┌──

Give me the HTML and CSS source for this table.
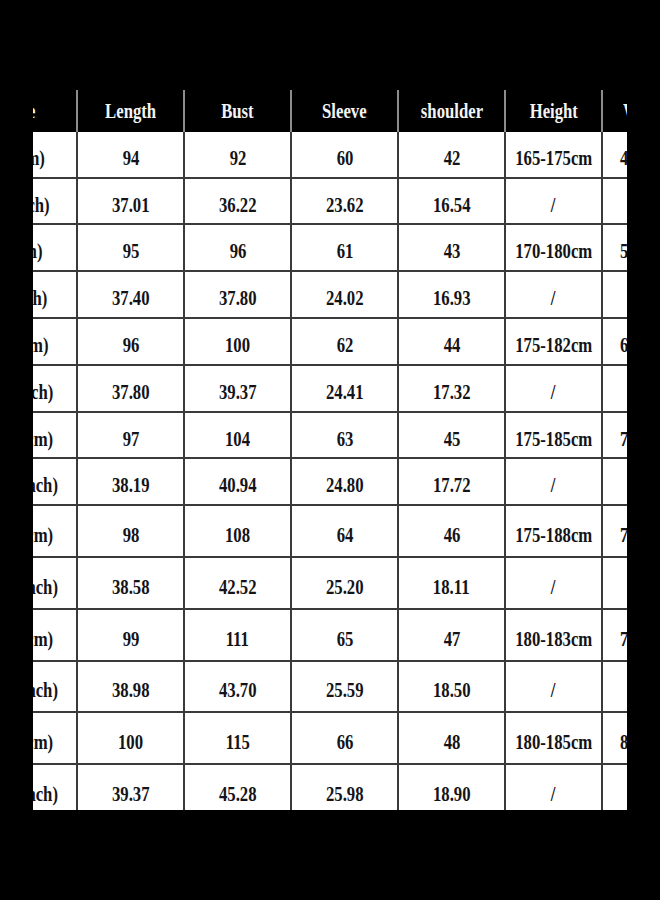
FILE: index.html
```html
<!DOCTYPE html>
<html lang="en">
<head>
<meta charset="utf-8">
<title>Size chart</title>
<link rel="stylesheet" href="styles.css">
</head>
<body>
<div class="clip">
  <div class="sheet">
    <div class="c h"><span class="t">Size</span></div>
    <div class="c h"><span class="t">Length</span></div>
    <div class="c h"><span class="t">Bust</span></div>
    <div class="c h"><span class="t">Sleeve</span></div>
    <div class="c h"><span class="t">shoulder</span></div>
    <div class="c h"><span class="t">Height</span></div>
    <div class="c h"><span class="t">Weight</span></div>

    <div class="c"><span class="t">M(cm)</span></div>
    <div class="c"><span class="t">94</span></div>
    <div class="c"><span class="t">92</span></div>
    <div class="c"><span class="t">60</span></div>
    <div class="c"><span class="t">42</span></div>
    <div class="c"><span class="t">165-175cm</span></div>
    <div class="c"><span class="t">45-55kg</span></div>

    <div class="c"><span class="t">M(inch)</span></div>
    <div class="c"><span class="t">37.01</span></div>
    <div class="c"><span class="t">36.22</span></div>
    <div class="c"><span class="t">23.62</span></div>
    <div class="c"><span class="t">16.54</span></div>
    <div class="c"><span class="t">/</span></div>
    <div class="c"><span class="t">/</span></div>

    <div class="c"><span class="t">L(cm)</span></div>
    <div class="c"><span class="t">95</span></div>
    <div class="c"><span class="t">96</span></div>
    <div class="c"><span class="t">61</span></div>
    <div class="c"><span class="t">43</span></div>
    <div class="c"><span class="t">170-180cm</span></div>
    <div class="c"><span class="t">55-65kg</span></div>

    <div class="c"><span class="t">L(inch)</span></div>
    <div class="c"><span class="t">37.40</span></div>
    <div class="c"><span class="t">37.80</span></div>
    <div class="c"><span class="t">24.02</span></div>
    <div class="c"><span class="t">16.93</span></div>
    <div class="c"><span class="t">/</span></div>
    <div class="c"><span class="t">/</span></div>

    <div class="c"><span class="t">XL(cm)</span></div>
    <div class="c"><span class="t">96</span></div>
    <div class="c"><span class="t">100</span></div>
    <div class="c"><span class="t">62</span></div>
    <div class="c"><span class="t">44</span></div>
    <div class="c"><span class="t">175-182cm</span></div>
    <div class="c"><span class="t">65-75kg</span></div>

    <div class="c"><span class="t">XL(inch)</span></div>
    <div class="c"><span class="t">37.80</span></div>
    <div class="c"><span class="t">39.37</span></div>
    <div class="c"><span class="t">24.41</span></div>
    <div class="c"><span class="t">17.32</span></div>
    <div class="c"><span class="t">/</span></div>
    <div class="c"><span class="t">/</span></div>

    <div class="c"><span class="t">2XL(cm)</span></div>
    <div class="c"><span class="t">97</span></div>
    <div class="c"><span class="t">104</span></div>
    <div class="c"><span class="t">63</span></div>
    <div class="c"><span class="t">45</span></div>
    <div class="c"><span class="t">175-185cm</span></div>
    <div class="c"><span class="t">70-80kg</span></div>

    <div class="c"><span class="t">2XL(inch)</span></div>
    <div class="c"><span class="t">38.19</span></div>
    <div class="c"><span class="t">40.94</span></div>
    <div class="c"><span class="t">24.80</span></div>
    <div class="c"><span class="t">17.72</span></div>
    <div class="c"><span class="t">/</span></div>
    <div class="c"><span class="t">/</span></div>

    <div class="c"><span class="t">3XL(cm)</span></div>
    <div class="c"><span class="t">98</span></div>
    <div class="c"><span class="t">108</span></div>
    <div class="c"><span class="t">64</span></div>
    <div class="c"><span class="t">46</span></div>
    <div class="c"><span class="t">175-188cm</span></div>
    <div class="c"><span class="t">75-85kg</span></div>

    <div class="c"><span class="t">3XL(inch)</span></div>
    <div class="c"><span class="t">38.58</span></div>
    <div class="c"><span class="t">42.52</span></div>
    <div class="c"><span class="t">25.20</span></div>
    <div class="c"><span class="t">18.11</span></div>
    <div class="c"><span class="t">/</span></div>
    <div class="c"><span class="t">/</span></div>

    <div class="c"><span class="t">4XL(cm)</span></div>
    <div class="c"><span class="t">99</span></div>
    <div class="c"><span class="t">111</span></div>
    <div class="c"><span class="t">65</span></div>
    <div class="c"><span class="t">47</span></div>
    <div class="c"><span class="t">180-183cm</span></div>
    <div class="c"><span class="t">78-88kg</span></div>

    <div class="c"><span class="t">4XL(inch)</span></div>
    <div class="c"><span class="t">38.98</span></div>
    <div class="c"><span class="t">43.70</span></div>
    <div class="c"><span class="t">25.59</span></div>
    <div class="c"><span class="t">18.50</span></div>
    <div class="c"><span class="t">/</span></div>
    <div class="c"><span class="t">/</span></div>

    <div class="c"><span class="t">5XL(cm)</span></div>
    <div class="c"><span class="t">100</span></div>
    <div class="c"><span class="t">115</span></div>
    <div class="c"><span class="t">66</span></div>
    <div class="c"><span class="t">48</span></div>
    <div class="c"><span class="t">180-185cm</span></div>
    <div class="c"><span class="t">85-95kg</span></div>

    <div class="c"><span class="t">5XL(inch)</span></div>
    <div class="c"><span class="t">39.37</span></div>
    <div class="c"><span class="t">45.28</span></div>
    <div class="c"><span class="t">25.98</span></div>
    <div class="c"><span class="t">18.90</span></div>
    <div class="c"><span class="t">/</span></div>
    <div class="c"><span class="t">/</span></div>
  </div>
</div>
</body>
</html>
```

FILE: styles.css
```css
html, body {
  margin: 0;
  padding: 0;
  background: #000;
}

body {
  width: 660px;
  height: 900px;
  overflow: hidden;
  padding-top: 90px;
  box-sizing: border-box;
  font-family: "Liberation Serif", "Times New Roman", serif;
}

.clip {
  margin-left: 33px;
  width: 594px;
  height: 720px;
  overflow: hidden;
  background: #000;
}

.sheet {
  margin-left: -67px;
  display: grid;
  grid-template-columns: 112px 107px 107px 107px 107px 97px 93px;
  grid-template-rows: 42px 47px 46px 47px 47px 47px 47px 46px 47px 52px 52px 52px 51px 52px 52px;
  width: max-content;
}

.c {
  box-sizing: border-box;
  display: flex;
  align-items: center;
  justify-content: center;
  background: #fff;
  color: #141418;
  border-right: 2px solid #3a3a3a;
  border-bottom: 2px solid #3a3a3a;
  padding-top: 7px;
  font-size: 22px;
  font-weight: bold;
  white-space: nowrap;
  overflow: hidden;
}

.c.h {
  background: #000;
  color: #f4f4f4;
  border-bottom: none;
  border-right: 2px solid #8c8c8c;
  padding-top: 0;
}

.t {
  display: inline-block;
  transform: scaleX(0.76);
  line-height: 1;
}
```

└──

* [Work to be completed] Return the listing above in full and without alteration, excluding its pictures.

* [Result for this exercise]
Give me the HTML and CSS source for this table.
FILE: index.html
```html
<!DOCTYPE html>
<html lang="en">
<head>
<meta charset="utf-8">
<title>Size chart</title>
<link rel="stylesheet" href="styles.css">
</head>
<body>
<div class="clip">
  <div class="sheet">
    <div class="c h"><span class="t">Size</span></div>
    <div class="c h"><span class="t">Length</span></div>
    <div class="c h"><span class="t">Bust</span></div>
    <div class="c h"><span class="t">Sleeve</span></div>
    <div class="c h"><span class="t">shoulder</span></div>
    <div class="c h"><span class="t">Height</span></div>
    <div class="c h"><span class="t">Weight</span></div>

    <div class="c"><span class="t">M(cm)</span></div>
    <div class="c"><span class="t">94</span></div>
    <div class="c"><span class="t">92</span></div>
    <div class="c"><span class="t">60</span></div>
    <div class="c"><span class="t">42</span></div>
    <div class="c"><span class="t">165-175cm</span></div>
    <div class="c"><span class="t">45-55kg</span></div>

    <div class="c"><span class="t">M(inch)</span></div>
    <div class="c"><span class="t">37.01</span></div>
    <div class="c"><span class="t">36.22</span></div>
    <div class="c"><span class="t">23.62</span></div>
    <div class="c"><span class="t">16.54</span></div>
    <div class="c"><span class="t">/</span></div>
    <div class="c"><span class="t">/</span></div>

    <div class="c"><span class="t">L(cm)</span></div>
    <div class="c"><span class="t">95</span></div>
    <div class="c"><span class="t">96</span></div>
    <div class="c"><span class="t">61</span></div>
    <div class="c"><span class="t">43</span></div>
    <div class="c"><span class="t">170-180cm</span></div>
    <div class="c"><span class="t">55-65kg</span></div>

    <div class="c"><span class="t">L(inch)</span></div>
    <div class="c"><span class="t">37.40</span></div>
    <div class="c"><span class="t">37.80</span></div>
    <div class="c"><span class="t">24.02</span></div>
    <div class="c"><span class="t">16.93</span></div>
    <div class="c"><span class="t">/</span></div>
    <div class="c"><span class="t">/</span></div>

    <div class="c"><span class="t">XL(cm)</span></div>
    <div class="c"><span class="t">96</span></div>
    <div class="c"><span class="t">100</span></div>
    <div class="c"><span class="t">62</span></div>
    <div class="c"><span class="t">44</span></div>
    <div class="c"><span class="t">175-182cm</span></div>
    <div class="c"><span class="t">65-75kg</span></div>

    <div class="c"><span class="t">XL(inch)</span></div>
    <div class="c"><span class="t">37.80</span></div>
    <div class="c"><span class="t">39.37</span></div>
    <div class="c"><span class="t">24.41</span></div>
    <div class="c"><span class="t">17.32</span></div>
    <div class="c"><span class="t">/</span></div>
    <div class="c"><span class="t">/</span></div>

    <div class="c"><span class="t">2XL(cm)</span></div>
    <div class="c"><span class="t">97</span></div>
    <div class="c"><span class="t">104</span></div>
    <div class="c"><span class="t">63</span></div>
    <div class="c"><span class="t">45</span></div>
    <div class="c"><span class="t">175-185cm</span></div>
    <div class="c"><span class="t">70-80kg</span></div>

    <div class="c"><span class="t">2XL(inch)</span></div>
    <div class="c"><span class="t">38.19</span></div>
    <div class="c"><span class="t">40.94</span></div>
    <div class="c"><span class="t">24.80</span></div>
    <div class="c"><span class="t">17.72</span></div>
    <div class="c"><span class="t">/</span></div>
    <div class="c"><span class="t">/</span></div>

    <div class="c"><span class="t">3XL(cm)</span></div>
    <div class="c"><span class="t">98</span></div>
    <div class="c"><span class="t">108</span></div>
    <div class="c"><span class="t">64</span></div>
    <div class="c"><span class="t">46</span></div>
    <div class="c"><span class="t">175-188cm</span></div>
    <div class="c"><span class="t">75-85kg</span></div>

    <div class="c"><span class="t">3XL(inch)</span></div>
    <div class="c"><span class="t">38.58</span></div>
    <div class="c"><span class="t">42.52</span></div>
    <div class="c"><span class="t">25.20</span></div>
    <div class="c"><span class="t">18.11</span></div>
    <div class="c"><span class="t">/</span></div>
    <div class="c"><span class="t">/</span></div>

    <div class="c"><span class="t">4XL(cm)</span></div>
    <div class="c"><span class="t">99</span></div>
    <div class="c"><span class="t">111</span></div>
    <div class="c"><span class="t">65</span></div>
    <div class="c"><span class="t">47</span></div>
    <div class="c"><span class="t">180-183cm</span></div>
    <div class="c"><span class="t">78-88kg</span></div>

    <div class="c"><span class="t">4XL(inch)</span></div>
    <div class="c"><span class="t">38.98</span></div>
    <div class="c"><span class="t">43.70</span></div>
    <div class="c"><span class="t">25.59</span></div>
    <div class="c"><span class="t">18.50</span></div>
    <div class="c"><span class="t">/</span></div>
    <div class="c"><span class="t">/</span></div>

    <div class="c"><span class="t">5XL(cm)</span></div>
    <div class="c"><span class="t">100</span></div>
    <div class="c"><span class="t">115</span></div>
    <div class="c"><span class="t">66</span></div>
    <div class="c"><span class="t">48</span></div>
    <div class="c"><span class="t">180-185cm</span></div>
    <div class="c"><span class="t">85-95kg</span></div>

    <div class="c"><span class="t">5XL(inch)</span></div>
    <div class="c"><span class="t">39.37</span></div>
    <div class="c"><span class="t">45.28</span></div>
    <div class="c"><span class="t">25.98</span></div>
    <div class="c"><span class="t">18.90</span></div>
    <div class="c"><span class="t">/</span></div>
    <div class="c"><span class="t">/</span></div>
  </div>
</div>
</body>
</html>
```

FILE: styles.css
```css
html, body {
  margin: 0;
  padding: 0;
  background: #000;
}

body {
  width: 660px;
  height: 900px;
  overflow: hidden;
  padding-top: 90px;
  box-sizing: border-box;
  font-family: "Liberation Serif", "Times New Roman", serif;
}

.clip {
  margin-left: 33px;
  width: 594px;
  height: 720px;
  overflow: hidden;
  background: #000;
}

.sheet {
  margin-left: -67px;
  display: grid;
  grid-template-columns: 112px 107px 107px 107px 107px 97px 93px;
  grid-template-rows: 42px 47px 46px 47px 47px 47px 47px 46px 47px 52px 52px 52px 51px 52px 52px;
  width: max-content;
}

.c {
  box-sizing: border-box;
  display: flex;
  align-items: center;
  justify-content: center;
  background: #fff;
  color: #141418;
  border-right: 2px solid #3a3a3a;
  border-bottom: 2px solid #3a3a3a;
  padding-top: 7px;
  font-size: 22px;
  font-weight: bold;
  white-space: nowrap;
  overflow: hidden;
}

.c.h {
  background: #000;
  color: #f4f4f4;
  border-bottom: none;
  border-right: 2px solid #8c8c8c;
  padding-top: 0;
}

.t {
  display: inline-block;
  transform: scaleX(0.76);
  line-height: 1;
}
```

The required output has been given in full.